It's a lot of small things.

I use my phone a lot less; something I didn't expect.

As an engineering managers, I attend a lot of meetings. It's super convenient
to just glance at my watch to find out which conference room I need to head to
next. Get a silent taptic alert lets me know we need to start wrapping things
up.

When I get a text, I can glace & see if it's something urgent or not. Much
less disruptive than taking out my phone.

Traveling this weekend, I found it helpful at the airport. Passbook
integration is nice. I just tap & my Southwest UPC boarding code is right
there. I can even scroll it up a bit to show I'm TSA Pre at security.

The countdown clock is nice when grilling.

Battery life so far hasn't been a problem for me. The biggest test for me was
on the ~4 hour flight mentioned above. I failed to put the _watch_ in airplane
mode, but it lasted from ~8:30am to midnight. I did have a low battery alert
at end, but it didn't die.

The remote app is convenient for controlling Apple TV. (At home, I empty my
pockets into a dish, so I usually sit down, then realize I have to go fishing
for the Apple TV remote or my phone.)

Things like camera & the iTunes controller I haven't used, but I could see the
point. I sometimes have my phone outside by a bluetooth speaker to power music
for BBQs, etc. Being able to control it remotely is nice. Obviously, not an
everyday thing, but nice when you need them.

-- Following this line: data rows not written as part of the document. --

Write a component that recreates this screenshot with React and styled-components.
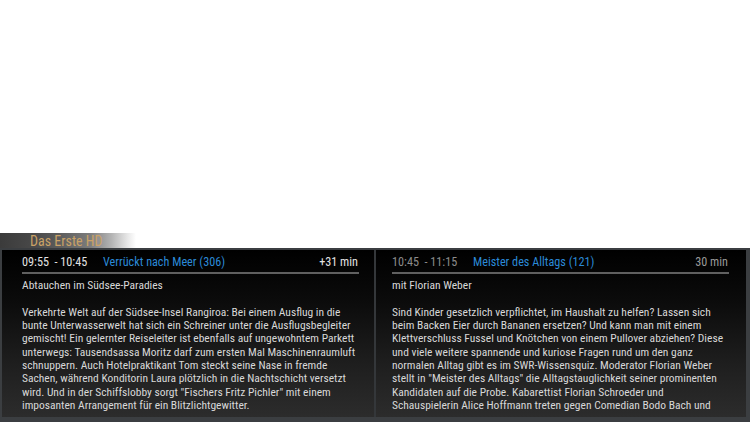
import React from "react";
import styled, { createGlobalStyle } from "styled-components";

const Global = createGlobalStyle`
  html, body { margin: 0; padding: 0; background: #ffffff; }
  body { width: 750px; height: 422px; overflow: hidden; }
`;

const FONT = `"Liberation Sans Narrow", "Roboto Condensed", "DejaVu Sans Condensed", Roboto, sans-serif`;

const Screen = styled.div`
  width: 750px;
  height: 422px;
  display: flex;
  flex-direction: column;
  justify-content: flex-end;
  font-family: ${FONT};
`;

const Tab = styled.div`
  width: 136px;
  height: 15px;
  display: flex;
  align-items: center;
  padding-left: 30px;
  box-sizing: border-box;
  background: linear-gradient(to right, #3b3b3b 0%, #474747 22%, #5e5e5e 45%, #7c7c7c 66%, #b4b4b4 82%, #e8e8e8 94%, #ffffff 100%);
  color: #caa266;
  font-size: 14px;
  white-space: nowrap;
`;

const Panel = styled.div`
  height: 174px;
  box-sizing: border-box;
  border-style: solid;
  border-color: #3b3e41;
  border-width: 2px 4px 5px 2px;
  display: flex;
  background: linear-gradient(to bottom, #000 0%, #0b0b0b 30%, #1f1f1f 70%, #2c2c2c 100%);
`;

const Column = styled.div`
  flex: 1;
  min-width: 0;
  overflow: hidden;
  padding: 3px ${(p) => p.$pr}px 0 ${(p) => p.$pl}px;
  & + & { border-left: 2px solid #34373a; }
`;

const Header = styled.div`
  display: flex;
  align-items: center;
  height: 18px;
  font-size: 12.2px;
  border-bottom: 2px solid #606060;
  padding-bottom: 1px;
  white-space: nowrap;
`;

const Time = styled.span`
  white-space: pre;
  color: ${(p) => (p.$active ? "#e2e2e2" : "#8c8c8c")};
  width: ${(p) => p.$w}px;
`;

const Title = styled.span`
  color: #2b8ad8;
  flex: 1;
`;

const Duration = styled.span`
  color: ${(p) => (p.$active ? "#e2e2e2" : "#9a9a9a")};
  padding-right: 1px;
`;

const Body = styled.div`
  padding-top: 5px;
  font-size: 11.5px;
  line-height: 13.35px;
  color: #d8d8d8;
`;

const Line = styled.div`
  white-space: nowrap;
  min-height: 13.35px;
`;

const left = {
  time: "09:55  - 10:45",
  title: "Verrückt nach Meer (306)",
  dur: "+31 min",
  sub: "Abtauchen im Südsee-Paradies",
  lines: [
    "Verkehrte Welt auf der Südsee-Insel Rangiroa: Bei einem Ausflug in die",
    "bunte Unterwasserwelt hat sich ein Schreiner unter die Ausflugsbegleiter",
    "gemischt! Ein gelernter Reiseleiter ist ebenfalls auf ungewohntem Parkett",
    "unterwegs: Tausendsassa Moritz darf zum ersten Mal Maschinenraumluft",
    "schnuppern. Auch Hotelpraktikant Tom steckt seine Nase in fremde",
    "Sachen, während Konditorin Laura plötzlich in die Nachtschicht versetzt",
    "wird. Und in der Schiffslobby sorgt \"Fischers Fritz Pichler\" mit einem",
    "imposanten Arrangement für ein Blitzlichtgewitter.",
  ],
};

const right = {
  time: "10:45  - 11:15",
  title: "Meister des Alltags (121)",
  dur: "30 min",
  sub: "mit Florian Weber",
  lines: [
    "Sind Kinder gesetzlich verpflichtet, im Haushalt zu helfen? Lassen sich",
    "beim Backen Eier durch Bananen ersetzen? Und kann man mit einem",
    "Klettverschluss Fussel und Knötchen von einem Pullover abziehen? Diese",
    "und viele weitere spannende und kuriose Fragen rund um den ganz",
    "normalen Alltag gibt es im SWR-Wissensquiz. Moderator Florian Weber",
    "stellt in \"Meister des Alltags\" die Alltagstauglichkeit seiner prominenten",
    "Kandidaten auf die Probe. Kabarettist Florian Schroeder und",
    "Schauspielerin Alice Hoffmann treten gegen Comedian Bodo Bach und",
  ],
};

function Event({ data, active, pl, pr }) {
  return (
    <Column $pl={pl} $pr={pr}>
      <Header>
        <Time $active={active} $w={81}>{data.time}</Time>
        <Title>{data.title}</Title>
        <Duration $active={active}>{data.dur}</Duration>
      </Header>
      <Body>
        <Line>{data.sub}</Line>
        <Line />
        {data.lines.map((l, i) => (
          <Line key={i}>{l}</Line>
        ))}
      </Body>
    </Column>
  );
}

export default function App() {
  return (
    <>
      <Global />
      <Screen>
        <Tab>Das Erste HD</Tab>
        <Panel>
          <Event data={left} active pl={20} pr={15} />
          <Event data={right} pl={16} pr={17} />
        </Panel>
      </Screen>
    </>
  );
}
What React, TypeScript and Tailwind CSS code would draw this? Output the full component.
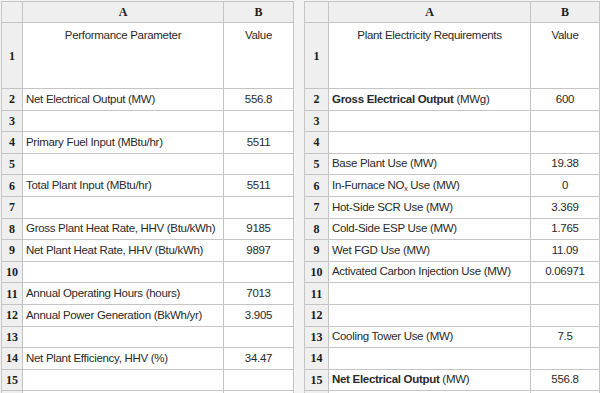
import type { ReactNode } from 'react';

type Row = { label?: ReactNode; value?: string };

const leftRows: Row[] = [
  { label: 'Net Electrical Output (MW)', value: '556.8' },
  {},
  { label: 'Primary Fuel Input (MBtu/hr)', value: '5511' },
  {},
  { label: 'Total Plant Input (MBtu/hr)', value: '5511' },
  {},
  { label: 'Gross Plant Heat Rate, HHV (Btu/kWh)', value: '9185' },
  { label: 'Net Plant Heat Rate, HHV (Btu/kWh)', value: '9897' },
  {},
  { label: 'Annual Operating Hours (hours)', value: '7013' },
  { label: 'Annual Power Generation (BkWh/yr)', value: '3.905' },
  {},
  { label: 'Net Plant Efficiency, HHV (%)', value: '34.47' },
  {},
];

const rightRows: Row[] = [
  {
    label: (
      <>
        <b>Gross Electrical Output</b> (MWg)
      </>
    ),
    value: '600',
  },
  {},
  {},
  { label: 'Base Plant Use (MW)', value: '19.38' },
  {
    label: (
      <>
        In-Furnace NO<sub className="text-[7px]">x</sub> Use (MW)
      </>
    ),
    value: '0',
  },
  { label: 'Hot-Side SCR Use (MW)', value: '3.369' },
  { label: 'Cold-Side ESP Use (MW)', value: '1.765' },
  { label: 'Wet FGD Use (MW)', value: '11.09' },
  { label: 'Activated Carbon Injection Use (MW)', value: '0.06971' },
  {},
  {},
  { label: 'Cooling Tower Use (MW)', value: '7.5' },
  {},
  {
    label: (
      <>
        <b>Net Electrical Output</b> (MW)
      </>
    ),
    value: '556.8',
  },
];

const headCell =
  "bg-[#efefef] flex items-center justify-center font-['Liberation_Serif',serif] font-bold text-[12px] tracking-normal text-[#1c1c1c]";

const Sheet = ({ title, rows, cols }: { title: string; rows: Row[]; cols: string }) => (
  <div className={`grid ${cols} gap-px bg-[#c4c4c4] p-px self-start`}>
    <div className={`h-[20px] ${headCell}`} />
    <div className={`h-[20px] ${headCell}`}>A</div>
    <div className={`h-[20px] ${headCell}`}>B</div>

    <div className={`h-[65px] ${headCell}`}>1</div>
    <div className="h-[65px] bg-white text-center pt-[4px]">{title}</div>
    <div className="h-[65px] bg-white text-center pt-[4px]">Value</div>

    {rows.map((r, i) => (
      <div key={i} className="contents">
        <div className={`h-[20.6px] ${headCell}`}>{i + 2}</div>
        <div className="h-[20.6px] bg-white flex items-center pl-[3px] whitespace-nowrap">
          <span>{r.label}</span>
        </div>
        <div className="h-[20.6px] bg-white flex items-center justify-center">{r.value}</div>
      </div>
    ))}

    {/* next row, cut off by the window */}
    <div className={`h-[20.6px] ${headCell}`} />
    <div className="h-[20.6px] bg-white" />
    <div className="h-[20.6px] bg-white" />
  </div>
);

export default function App() {
  return (
    <div className="w-[600px] h-[393px] overflow-hidden bg-[#f3f3f3] font-['Liberation_Sans',Arial,sans-serif] text-[11.5px] tracking-[-0.3px] text-[#2a2a2a]">
      <div className="flex pt-px pl-px gap-[10px]">
        <Sheet title="Performance Parameter" rows={leftRows} cols="grid-cols-[20px_200px_69px]" />
        <Sheet title="Plant Electricity Requirements" rows={rightRows} cols="grid-cols-[23px_201px_68px]" />
      </div>
    </div>
  );
}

Of course it's not perfect. I've had it spontaneously reboot once or twice.
Not all my wrist movements trigger the screen display. It can lag in
responsiveness every now & then. A lot of third party apps were clearly
created in a emulator & people are still figuring out the space.

The biggest question to me boils down to the price point. If it was a $100,
no-brainer. This is a homerun, everyone will get one. But for $400? Harder
question. Honestly, I'd be inclined to say that's what is going to limit its
appeal, but then I remember thinking that exact thing about my original iPhone
& original iPad.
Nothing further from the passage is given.